Alternative Präsenz
Vor zehn Jahren organisierten Aktivisten verschiedener Kuba-Solidaritätsgruppen und engagierte Kleinverlage – als Antwort auf einen Boykott der »13. Internationalen Buchmesse 2004« durch die rot-grüne Bundesregierung – eine alternative Vorstellung deutscher Publikationen in Havanna.

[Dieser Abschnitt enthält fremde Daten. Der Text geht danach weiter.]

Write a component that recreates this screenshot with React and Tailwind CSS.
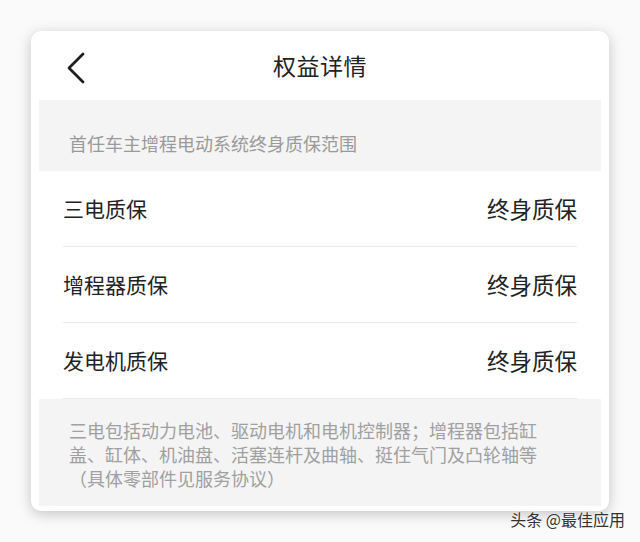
import React from 'react';

const FONT = { fontFamily: '"Noto Sans CJK SC", "Noto Sans", sans-serif' };

const rows = [
  { label: '三电质保', value: '终身质保' },
  { label: '增程器质保', value: '终身质保' },
  { label: '发电机质保', value: '终身质保' },
];

function BackIcon() {
  return (
    <svg width="20" height="32" viewBox="0 0 20 32" fill="none">
      <path d="M17 2 L3 16 L17 30" stroke="#1f1f1f" strokeWidth="2.8" strokeLinecap="round" strokeLinejoin="round" />
    </svg>
  );
}

export default function App() {
  return (
    <div className="relative w-[640px] h-[542px] bg-[#fafafa] pt-[31px] pl-[31px]" style={FONT}>
      <div className="w-[578px] h-[480px] bg-white rounded-[10px] shadow-[0_3px_14px_rgba(0,0,0,0.22)] px-[8px] flex flex-col">
        {/* Header */}
        <div className="relative h-[69px] flex items-center justify-center">
          <div className="absolute left-[27px] top-[21px]">
            <BackIcon />
          </div>
          <h1 className="text-[23px] text-[#222] tracking-[0.5px]">权益详情</h1>
        </div>

        {/* Intro band */}
        <div className="h-[71px] bg-[#f4f4f4] pl-[30px] pt-[30px]">
          <p className="text-[18px] leading-[26px] text-[#9a9a9a]">首任车主增程电动系统终身质保范围</p>
        </div>

        {/* Rows */}
        <div className="px-[24px]">
          {rows.map((r) => (
            <div key={r.label} className="h-[76px] flex items-center justify-between border-b border-[#ebebeb]">
              <span className="text-[21px] text-[#222]">{r.label}</span>
              <span className="text-[22.5px] text-[#222]">{r.value}</span>
            </div>
          ))}
        </div>

        {/* Notes band */}
        <div className="h-[107px] bg-[#f4f4f4] pl-[30px] pt-[19px]">
          <p className="text-[18px] leading-[24px] text-[#a0a0a0]">
            三电包括动力电池、驱动电机和电机控制器；增程器包括缸<br />
            盖、缸体、机油盘、活塞连杆及曲轴、挺住气门及凸轮轴等<br />
            （具体零部件见服务协议）
          </p>
        </div>
      </div>

      {/* Watermark */}
      <div className="absolute right-[15px] top-[507px] text-[16px] text-[#333] [text-shadow:0_0_2px_#fff]">
        头条 @最佳应用
      </div>
    </div>
  );
}
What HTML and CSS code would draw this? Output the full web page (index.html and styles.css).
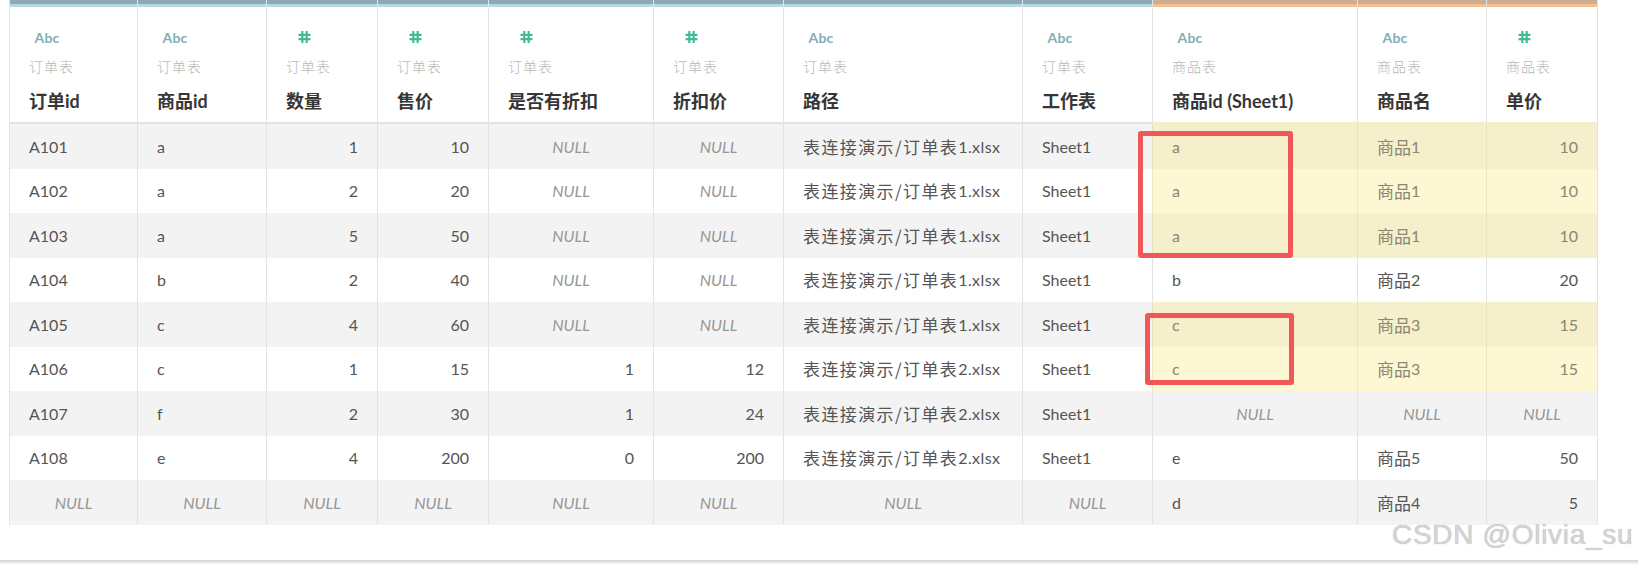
FILE: index.html
```html
<!DOCTYPE html>
<html lang="zh">
<head>
<meta charset="utf-8">
<title>表连接</title>
<link rel="stylesheet" href="styles.css">
</head>
<body>
<div class="page">
  <div class="grid">
    <div class="row head">
      <div class="hcell"><div class="icon"><span class="abc">Abc</span></div><div class="src">订单表</div><div class="name">订单id</div></div>
      <div class="hcell"><div class="icon"><span class="abc">Abc</span></div><div class="src">订单表</div><div class="name">商品id</div></div>
      <div class="hcell"><div class="icon"><svg class="hash" viewBox="0 0 12 12"><path d="M4 0.5V11.5M8 0.5V11.5M0.5 4H11.5M0.5 8H11.5"/></svg></div><div class="src">订单表</div><div class="name">数量</div></div>
      <div class="hcell"><div class="icon"><svg class="hash" viewBox="0 0 12 12"><path d="M4 0.5V11.5M8 0.5V11.5M0.5 4H11.5M0.5 8H11.5"/></svg></div><div class="src">订单表</div><div class="name">售价</div></div>
      <div class="hcell"><div class="icon"><svg class="hash" viewBox="0 0 12 12"><path d="M4 0.5V11.5M8 0.5V11.5M0.5 4H11.5M0.5 8H11.5"/></svg></div><div class="src">订单表</div><div class="name">是否有折扣</div></div>
      <div class="hcell"><div class="icon"><svg class="hash" viewBox="0 0 12 12"><path d="M4 0.5V11.5M8 0.5V11.5M0.5 4H11.5M0.5 8H11.5"/></svg></div><div class="src">订单表</div><div class="name">折扣价</div></div>
      <div class="hcell"><div class="icon"><span class="abc">Abc</span></div><div class="src">订单表</div><div class="name">路径</div></div>
      <div class="hcell"><div class="icon"><span class="abc">Abc</span></div><div class="src">订单表</div><div class="name">工作表</div></div>
      <div class="hcell prod"><div class="icon"><span class="abc">Abc</span></div><div class="src">商品表</div><div class="name">商品id (Sheet1)</div></div>
      <div class="hcell prod"><div class="icon"><span class="abc">Abc</span></div><div class="src">商品表</div><div class="name">商品名</div></div>
      <div class="hcell prod last"><div class="icon"><svg class="hash" viewBox="0 0 12 12"><path d="M4 0.5V11.5M8 0.5V11.5M0.5 4H11.5M0.5 8H11.5"/></svg></div><div class="src">商品表</div><div class="name">单价</div></div>
    </div>

    <div class="row odd">
      <div class="cell">A101</div><div class="cell">a</div><div class="cell num">1</div><div class="cell num">10</div><div class="cell null">NULL</div><div class="cell null">NULL</div><div class="cell path"><span class="zh">表连接演示/订单表</span>1.xlsx</div><div class="cell">Sheet1</div>
      <div class="cell hl">a</div><div class="cell hl"><span class="zh">商品</span>1</div><div class="cell hl num last">10</div>
    </div>
    <div class="row even">
      <div class="cell">A102</div><div class="cell">a</div><div class="cell num">2</div><div class="cell num">20</div><div class="cell null">NULL</div><div class="cell null">NULL</div><div class="cell path"><span class="zh">表连接演示/订单表</span>1.xlsx</div><div class="cell">Sheet1</div>
      <div class="cell hl">a</div><div class="cell hl"><span class="zh">商品</span>1</div><div class="cell hl num last">10</div>
    </div>
    <div class="row odd">
      <div class="cell">A103</div><div class="cell">a</div><div class="cell num">5</div><div class="cell num">50</div><div class="cell null">NULL</div><div class="cell null">NULL</div><div class="cell path"><span class="zh">表连接演示/订单表</span>1.xlsx</div><div class="cell">Sheet1</div>
      <div class="cell hl">a</div><div class="cell hl"><span class="zh">商品</span>1</div><div class="cell hl num last">10</div>
    </div>
    <div class="row even">
      <div class="cell">A104</div><div class="cell">b</div><div class="cell num">2</div><div class="cell num">40</div><div class="cell null">NULL</div><div class="cell null">NULL</div><div class="cell path"><span class="zh">表连接演示/订单表</span>1.xlsx</div><div class="cell">Sheet1</div>
      <div class="cell">b</div><div class="cell"><span class="zh">商品</span>2</div><div class="cell num last">20</div>
    </div>
    <div class="row odd">
      <div class="cell">A105</div><div class="cell">c</div><div class="cell num">4</div><div class="cell num">60</div><div class="cell null">NULL</div><div class="cell null">NULL</div><div class="cell path"><span class="zh">表连接演示/订单表</span>1.xlsx</div><div class="cell">Sheet1</div>
      <div class="cell hl">c</div><div class="cell hl"><span class="zh">商品</span>3</div><div class="cell hl num last">15</div>
    </div>
    <div class="row even">
      <div class="cell">A106</div><div class="cell">c</div><div class="cell num">1</div><div class="cell num">15</div><div class="cell num">1</div><div class="cell num">12</div><div class="cell path"><span class="zh">表连接演示/订单表</span>2.xlsx</div><div class="cell">Sheet1</div>
      <div class="cell hl">c</div><div class="cell hl"><span class="zh">商品</span>3</div><div class="cell hl num last">15</div>
    </div>
    <div class="row odd">
      <div class="cell">A107</div><div class="cell">f</div><div class="cell num">2</div><div class="cell num">30</div><div class="cell num">1</div><div class="cell num">24</div><div class="cell path"><span class="zh">表连接演示/订单表</span>2.xlsx</div><div class="cell">Sheet1</div>
      <div class="cell null">NULL</div><div class="cell null">NULL</div><div class="cell null last">NULL</div>
    </div>
    <div class="row even">
      <div class="cell">A108</div><div class="cell">e</div><div class="cell num">4</div><div class="cell num">200</div><div class="cell num">0</div><div class="cell num">200</div><div class="cell path"><span class="zh">表连接演示/订单表</span>2.xlsx</div><div class="cell">Sheet1</div>
      <div class="cell">e</div><div class="cell"><span class="zh">商品</span>5</div><div class="cell num last">50</div>
    </div>
    <div class="row odd">
      <div class="cell null">NULL</div><div class="cell null">NULL</div><div class="cell null">NULL</div><div class="cell null">NULL</div><div class="cell null">NULL</div><div class="cell null">NULL</div><div class="cell null">NULL</div><div class="cell null">NULL</div>
      <div class="cell">d</div><div class="cell"><span class="zh">商品</span>4</div><div class="cell num last">5</div>
    </div>
  </div>

  <div class="bottom-line"></div>

  <div class="mark mark-a"></div>
  <div class="mark mark-b"></div>
  <div class="watermark">CSDN @Olivia_su</div>
</div>
</body>
</html>
```

FILE: styles.css
```css
html, body {
  margin: 0;
  padding: 0;
  background: #ffffff;
}

.page {
  position: relative;
  width: 1638px;
  height: 564px;
  overflow: hidden;
  padding-left: 9px;
  box-sizing: border-box;
  font-family: Lato, "Noto Sans CJK SC", sans-serif;
  color: #555555;
}

.grid {
  width: 1589px;
}

.row {
  display: grid;
  grid-template-columns: 128px 129px 111px 111px 165px 130px 239px 130px 205px 129px 112px;
}

/* ---------- header ---------- */
.head {
  height: 124px;
}

.hcell {
  box-sizing: border-box;
  border-left: 1px solid #e3e3e3;
  border-bottom: 2px solid #e2e2e2;
  background: linear-gradient(#8ea8b5 0 4px, #b2d9e5 4px 7px, #ffffff 7px);
  padding: 27px 10px 0 19px;
  display: flex;
  flex-direction: column;
}

.hcell.prod {
  background: linear-gradient(#cfac95 0 4px, #f2c08c 4px 7px, #ffffff 7px);
  border-bottom-color: #f6eecb;
}

.hcell.last {
  border-right: 1px solid #e3e3e3;
}

.icon {
  width: 36px;
  height: 20px;
  display: flex;
  align-items: center;
  justify-content: center;
}

.abc {
  font-family: Lato, sans-serif;
  font-weight: 700;
  font-size: 14px;
  color: #80aeb5;
  letter-spacing: 0.2px;
}

.hash {
  width: 13px;
  height: 14px;
  fill: none;
  stroke: #3fbb98;
  stroke-width: 2;
}

.src {
  margin-top: 9px;
  height: 20px;
  line-height: 20px;
  font-family: "Noto Sans CJK SC", sans-serif;
  font-size: 14px;
  letter-spacing: 1px;
  color: #b8b8b8;
  font-weight: 300;
}

.name {
  margin-top: 13px;
  height: 24px;
  line-height: 24px;
  font-family: Lato, "Noto Sans CJK SC", sans-serif;
  font-size: 18px;
  font-weight: 700;
  color: #363636;
  white-space: nowrap;
}

/* ---------- body ---------- */
.odd, .even {
  height: 44.5px;
}

.odd { background: #f3f3f3; }
.even { background: #ffffff; }

.cell {
  box-sizing: border-box;
  border-left: 1px solid #e3e3e3;
  padding: 0 19px;
  display: flex;
  align-items: center;
  font-size: 16px;
  white-space: nowrap;
  color: #555555;
}

.cell.last {
  border-right: 1px solid #e3e3e3;
}

.zh {
  font-family: "Noto Sans CJK SC", sans-serif;
  font-size: 17px;
}

.path .zh {
  letter-spacing: 1.4px;
}

.path {
  letter-spacing: 0.4px;
}

.num {
  justify-content: flex-end;
}

.null {
  justify-content: center;
  font-style: italic;
  color: #979797;
}

.odd .hl {
  background: #f6efcb;
  border-left-color: #ebe3c0;
  color: #8c8672;
}

.even .hl {
  background: #fdf7d3;
  border-left-color: #efe6c2;
  color: #8c8672;
}

.hl.last {
  border-right-color: #ede4c0;
}

.bottom-line {
  margin-left: -9px;
  margin-top: 35px;
  width: 1638px;
  height: 2px;
  background: #d9d9d9;
  border-bottom: 2px solid #efefef;
}

/* ---------- overlays ---------- */
.mark {
  position: absolute;
  border: 5px solid #f25757;
  border-radius: 3px;
  box-sizing: border-box;
}

.mark-a {
  left: 1138px;
  top: 131px;
  width: 155px;
  height: 127px;
}

.mark-b {
  left: 1145px;
  top: 313px;
  width: 149px;
  height: 72px;
}

.watermark {
  position: absolute;
  left: 1392px;
  top: 518px;
  font-family: "Liberation Sans", Arial, sans-serif;
  font-size: 28px;
  line-height: 34px;
  letter-spacing: 0.7px;
  color: #d4d4d4;
  text-shadow: 0 0 1px #a8a8a8;
  white-space: nowrap;
}
```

Wegen angeblicher »Verschlechterung der Menschenrechte« auf der sozialistischen Karibikinsel hatte Berlin eine bereits angenommene Einladung als Ehrengastland zur größten Literaturveranstaltung in der Region später wieder ausgeschlagen. Selbst die konservative Frankfurter Allgemeine Zeitung kritisierte damals: »Mit der preiswerten Kuba-Sanktion hat (Bundeskanzler) Schröder beim amerikanischen Präsidenten verlorene Sympathien zurückgewonnen. An diesem Schritt gibt es nichts zu bewundern. Eben deshalb verdient die Aktion der Tageszeitung junge Welt und mehrerer deutscher Verlage, Deutschland in Kuba zu repräsentieren, einigen Respekt. «
Tatsächlich wurde die Anbiederung von SPD und Grünen beim Kuba-Gegner George W. Bush zum Bumerang. Unmittelbar nach dem Kulturboykott gründeten engagierte Verlage, Zeitungen, Gewerkschafter und Solidaritätsorganisationen in Berlin das »Büro Buchmesse Havanna«, das die Präsenz der Bundesrepublik auf der Buchmesse in Havanna garantierte. Zu den Initiatoren gehörten Cuba Sí, der Verlag 8. Mai und junge Welt. In den Folgejahren beteiligten sich jeweils bis zu 60 Verlage mit ihren Produkten. Ihr Auftritt war damit größer und wurde vom kubanischen und internationalen Publikum stärker beachtet, als die zuvor von der »Frankfurter Buchmesse« organisierte offizielle Landesschau der BRD. Die FAZ schrieb vor zehn Jahren anerkennend: »Die literarischen Großverlage haben sich desinteressiert abgewandt, während kleine, die unter gewöhnlichen Umständen niemals nach Havanna gekommen wären, die hohen Kosten für Organisation und Transport fast allein gestemmt haben.«
Der gescheiterte Boykott wurde einige Jahre später denn auch kleinlaut beendet. Seit 2008 darf sich die »Frankfurter Buchmesse« im Auftrag des Auswärtigen Amtes wieder offiziell an dem Literaturfestival in Kuba beteiligen, obwohl sich die feindselige Politik der Bundesregierung gegenüber dem ersten sozialistischen Staat Amerikas kaum verändert hat. Das Interesse der Besucher an alternativer Präsenz, die weiter aufrechterhalten wird, ist deswegen nach wie vor groß.